Huge

Johnny Harris and Noel Clarke in "Huge"

For some reason, comedian Ben Miller – better known as half of the double act Armstrong and Miller – has decided to try his hand at filmmaking. Nominated for this year’s Michael Powell award, Huge tells the story of two aspiring comics known simply as Warren and Clark (Johnny Harris and Noel Clarke respectively). Obsessed with Morecambe and Wise, the two cross paths at an open mic night when an inebriated Clark heckles Warren: “Go on, tell us a joke!” The crowd reacts to the pair’s on-stage chemistry and an unlikely double act is formed. Huge follows their subsequent attempts to break into the cliquey upper echelons of comedy and become the next big thing.

Adapted from Miller’s play which he co-authored with Simon Godley and Jez Butterworth and premiered at the Fringe in 1993, the film has been a long time coming. With cameo performances from just about every comedian in the country, the viewer certainly shares the protagonists’ feeling of being stuck on the outside looking in. Although the acting is of a generally good quality throughout, it is Thandie Newton who steals the show, excellent in her five minute role as a ruthless American agent.
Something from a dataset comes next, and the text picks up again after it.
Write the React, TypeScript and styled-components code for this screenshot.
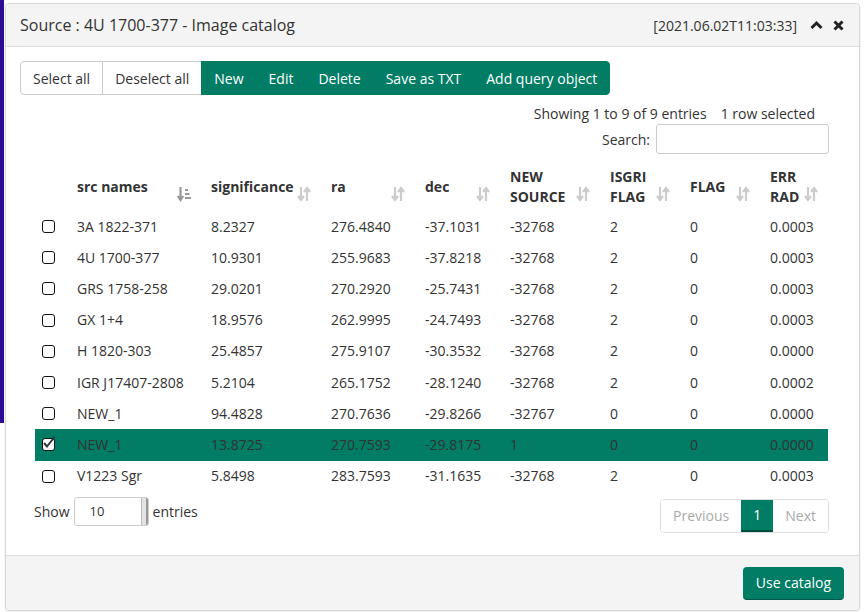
import React from 'react';
import styled, { createGlobalStyle } from 'styled-components';

const GREEN = '#017c65';

const GlobalStyle = createGlobalStyle`
  html, body {
    margin: 0;
    padding: 0;
    background: #fff;
    font-family: "Open Sans", "Liberation Sans", sans-serif;
    font-size: 14px;
    color: #333;
  }
  * { box-sizing: border-box; }
`;

const Desktop = styled.div`
  position: relative;
  width: 868px;
  height: 612px;
  overflow: hidden;
  padding: 3px 0 0 5px;
`;

const PurpleStrip = styled.div`
  position: absolute;
  left: 0;
  top: 0;
  width: 4px;
  height: 423px;
  background: #2c0b96;
`;

const Dialog = styled.div`
  position: relative;
  width: 855px;
  height: 608px;
  border: 1px solid #d6d6d6;
  border-radius: 4px;
  background: #fff;
  display: flex;
  flex-direction: column;
  box-shadow: 0 1px 3px rgba(0, 0, 0, 0.08);
`;

const Header = styled.div`
  height: 43px;
  background: #f4f4f4;
  border-bottom: 1px solid #dedede;
  display: flex;
  align-items: center;
  justify-content: space-between;
  padding: 0 15px 0 14px;
  border-radius: 4px 4px 0 0;
`;

const Title = styled.div`
  font-size: 16px;
  color: #333;
`;

const HeaderRight = styled.div`
  display: flex;
  align-items: center;
  font-size: 14px;
  color: #333;
`;

const IconButton = styled.span<{ $gap: number }>`
  display: inline-flex;
  align-items: center;
  margin-left: ${p => p.$gap}px;
`;

const Body = styled.div`
  flex: 1;
  padding: 15px 14px 0 14px;
`;

const ButtonGroup = styled.div`
  display: flex;
  height: 34px;
  margin-top: -1px;
`;

const GroupButton = styled.div<{ $primary?: boolean; $first?: boolean; $last?: boolean }>`
  display: flex;
  align-items: center;
  padding: 0 12px;
  font-size: 14px;
  background: ${p => (p.$primary ? GREEN : '#fff')};
  color: ${p => (p.$primary ? '#fff' : '#333')};
  border: 1px solid ${p => (p.$primary ? GREEN : '#ccc')};
  margin-left: ${p => (p.$first ? 0 : -1)}px;
  border-radius: ${p => (p.$first ? '4px 0 0 4px' : p.$last ? '0 4px 4px 0' : '0')};
`;

const TableArea = styled.div`
  padding: 0 16px 0 15px;
`;

const InfoLine = styled.div`
  display: flex;
  justify-content: flex-end;
  gap: 14px;
  margin-top: 9px;
  padding-right: 14px;
  line-height: 20px;
`;

const SearchLine = styled.div`
  display: flex;
  justify-content: flex-end;
  align-items: center;
  gap: 6px;
`;

const SearchInput = styled.div`
  width: 173px;
  height: 30px;
  border: 1px solid #ccc;
  border-radius: 3px;
`;

const Table = styled.table`
  width: 793px;
  border-collapse: collapse;
  margin-top: 9px;
  table-layout: fixed;
`;

const Th = styled.th<{ $w: number }>`
  position: relative;
  width: ${p => p.$w}px;
  text-align: left;
  font-weight: 700;
  padding: 0 10px;
  height: 48px;
  line-height: 20px;
  vertical-align: middle;
`;

const SortIcon = styled.span`
  position: absolute;
  right: 10px;
  bottom: 9px;
  display: flex;
`;

const Tr = styled.tr<{ $selected?: boolean }>`
  background: ${p => (p.$selected ? GREEN : 'transparent')};
`;

const Td = styled.td`
  padding: 0 10px;
  height: 31.2px;
  line-height: 20px;
  white-space: nowrap;
`;

const CheckCell = styled.td`
  padding: 0 0 0 7px;
  height: 31.2px;
`;

const Checkbox = styled.span`
  position: relative;
  display: block;
  width: 13px;
  height: 13px;
  border: 1.5px solid #111;
  border-radius: 3px;
  background: #fff;
`;

const CheckMark = styled.svg`
  position: absolute;
  left: -1px;
  top: -4px;
`;

const Bottom = styled.div`
  display: flex;
  justify-content: space-between;
  align-items: flex-start;
  margin-top: 5px;
`;

const LengthControl = styled.div`
  display: flex;
  align-items: center;
  gap: 4px;
  margin-left: -1px;
`;

const FakeSelect = styled.div`
  width: 75px;
  height: 29px;
  border: 1px solid #ccc;
  border-radius: 3px;
  display: flex;
  align-items: center;
  justify-content: space-between;
  padding-left: 15px;
  font-size: 13px;
  overflow: hidden;
`;

const SelectBar = styled.div`
  width: 7px;
  height: 100%;
  background: #e3e3e3;
  border-left: 1px solid #bbb;
  border-right: 2px solid #999;
`;

const Pagination = styled.div`
  display: flex;
  height: 34px;
  margin-top: 2px;
  border: 1px solid #ddd;
  border-radius: 4px;
  overflow: hidden;
`;

const PageItem = styled.div<{ $active?: boolean }>`
  display: flex;
  align-items: center;
  padding: 0 12px;
  color: ${p => (p.$active ? '#fff' : '#aaa')};
  background: ${p => (p.$active ? GREEN : '#fff')};
  border-bottom: ${p => (p.$active ? '2px solid #014e40' : 'none')};
`;

const Footer = styled.div`
  height: 55px;
  background: #f4f4f4;
  border-top: 1px solid #dedede;
  display: flex;
  justify-content: flex-end;
  align-items: center;
  padding: 0 15px;
  border-radius: 0 0 4px 4px;
`;

const PrimaryButton = styled.div`
  background: ${GREEN};
  color: #fff;
  font-size: 14px;
  height: 33px;
  padding: 0 13px;
  display: flex;
  align-items: center;
  border-radius: 4px;
  border-bottom: 1px solid #01594a;
`;

const SortBoth = () => (
  <svg width="14" height="16" viewBox="0 0 14 16">
    <path d="M4 1v12M1 10l3 4 3-4" stroke="#ccc" strokeWidth="2.2" fill="none" />
    <path d="M10 15V3M7 6l3-4 3 4" stroke="#ccc" strokeWidth="2.2" fill="none" />
  </svg>
);

const SortAmount = () => (
  <svg width="14" height="16" viewBox="0 0 14 16">
    <path d="M3.5 1v12M0.8 10l2.7 4 2.7-4" stroke="#999" strokeWidth="2.2" fill="none" />
    <rect x="8" y="3" width="3" height="2" fill="#999" />
    <rect x="8" y="7" width="4.5" height="2" fill="#999" />
    <rect x="8" y="11" width="6" height="2" fill="#999" />
  </svg>
);

const columns: { label: React.ReactNode; w: number; sorted?: boolean }[] = [
  { label: 'src names', w: 134, sorted: true },
  { label: 'significance', w: 120 },
  { label: 'ra', w: 94 },
  { label: 'dec', w: 85 },
  { label: <>NEW<br />SOURCE</>, w: 100 },
  { label: <>ISGRI<br />FLAG</>, w: 80 },
  { label: 'FLAG', w: 80 },
  { label: <>ERR<br />RAD</>, w: 68 },
];

const rows = [
  ['3A 1822-371', '8.2327', '276.4840', '-37.1031', '-32768', '2', '0', '0.0003'],
  ['4U 1700-377', '10.9301', '255.9683', '-37.8218', '-32768', '2', '0', '0.0003'],
  ['GRS 1758-258', '29.0201', '270.2920', '-25.7431', '-32768', '2', '0', '0.0003'],
  ['GX 1+4', '18.9576', '262.9995', '-24.7493', '-32768', '2', '0', '0.0003'],
  ['H 1820-303', '25.4857', '275.9107', '-30.3532', '-32768', '2', '0', '0.0000'],
  ['IGR J17407-2808', '5.2104', '265.1752', '-28.1240', '-32768', '2', '0', '0.0002'],
  ['NEW_1', '94.4828', '270.7636', '-29.8266', '-32767', '0', '0', '0.0000'],
  ['NEW_1', '13.8725', '270.7593', '-29.8175', '1', '0', '0', '0.0000'],
  ['V1223 Sgr', '5.8498', '283.7593', '-31.1635', '-32768', '2', '0', '0.0003'],
];

const SELECTED = 7;

export default function App() {
  return (
    <>
      <GlobalStyle />
      <Desktop>
        <PurpleStrip />
        <Dialog>
          <Header>
            <Title>Source : 4U 1700-377 - Image catalog</Title>
            <HeaderRight>
              <span>[2021.06.02T11:03:33]</span>
              <IconButton $gap={13}>
                <svg width="13" height="10" viewBox="0 0 13 10">
                  <path d="M1.5 8L6.5 3l5 5" stroke="#222" strokeWidth="3" fill="none" />
                </svg>
              </IconButton>
              <IconButton $gap={10}>
                <svg width="11" height="11" viewBox="0 0 11 11">
                  <path d="M1.5 1.5l8 8M9.5 1.5l-8 8" stroke="#222" strokeWidth="3" />
                </svg>
              </IconButton>
            </HeaderRight>
          </Header>
          <Body>
            <ButtonGroup>
              <GroupButton $first>Select all</GroupButton>
              <GroupButton>Deselect all</GroupButton>
              <GroupButton $primary>New</GroupButton>
              <GroupButton $primary>Edit</GroupButton>
              <GroupButton $primary>Delete</GroupButton>
              <GroupButton $primary>Save as TXT</GroupButton>
              <GroupButton $primary $last>Add query object</GroupButton>
            </ButtonGroup>
            <TableArea>
              <InfoLine>
                <span>Showing 1 to 9 of 9 entries</span>
                <span>1 row selected</span>
              </InfoLine>
              <SearchLine>
                <span>Search:</span>
                <SearchInput />
              </SearchLine>
              <Table>
                <thead>
                  <tr>
                    <Th $w={32} />
                    {columns.map((c, i) => (
                      <Th key={i} $w={c.w}>
                        {c.label}
                        <SortIcon>{c.sorted ? <SortAmount /> : <SortBoth />}</SortIcon>
                      </Th>
                    ))}
                  </tr>
                </thead>
                <tbody>
                  {rows.map((r, i) => (
                    <Tr key={i} $selected={i === SELECTED}>
                      <CheckCell>
                        <Checkbox>
                          {i === SELECTED && (
                            <CheckMark width="15" height="15" viewBox="0 0 15 15">
                              <path d="M2 8l3 3.5L12.5 2" stroke="#333" strokeWidth="2" fill="none" />
                            </CheckMark>
                          )}
                        </Checkbox>
                      </CheckCell>
                      {r.map((v, j) => (
                        <Td key={j}>{v}</Td>
                      ))}
                    </Tr>
                  ))}
                </tbody>
              </Table>
              <Bottom>
                <LengthControl>
                  <span>Show</span>
                  <FakeSelect>
                    <span>10</span>
                    <SelectBar />
                  </FakeSelect>
                  <span>entries</span>
                </LengthControl>
                <Pagination>
                  <PageItem>Previous</PageItem>
                  <PageItem $active>1</PageItem>
                  <PageItem>Next</PageItem>
                </Pagination>
              </Bottom>
            </TableArea>
          </Body>
          <Footer>
            <PrimaryButton>Use catalog</PrimaryButton>
          </Footer>
        </Dialog>
      </Desktop>
    </>
  );
}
I really wanted to like this film and Miller does well in his first attempt at directing. The problem – as is the case in so many films about comedians – is that the jokes just aren’t that funny, even the ones that are clearly meant to be. I barely laughed once in the whole 80 minutes. Perhaps I have missed the point, and if I have, I will gladly eat my words, but I felt let down by this film and didn’t walk out of the cinema with a big smile on my face as I had expected. The moral of Huge seems to be that fame isn’t all it’s cracked up to be and that you will eventually end up in a chicken suit. Happiness, on the other hand, is a dingy pub with a toilet as a dressing room and a big bald guy called Warren.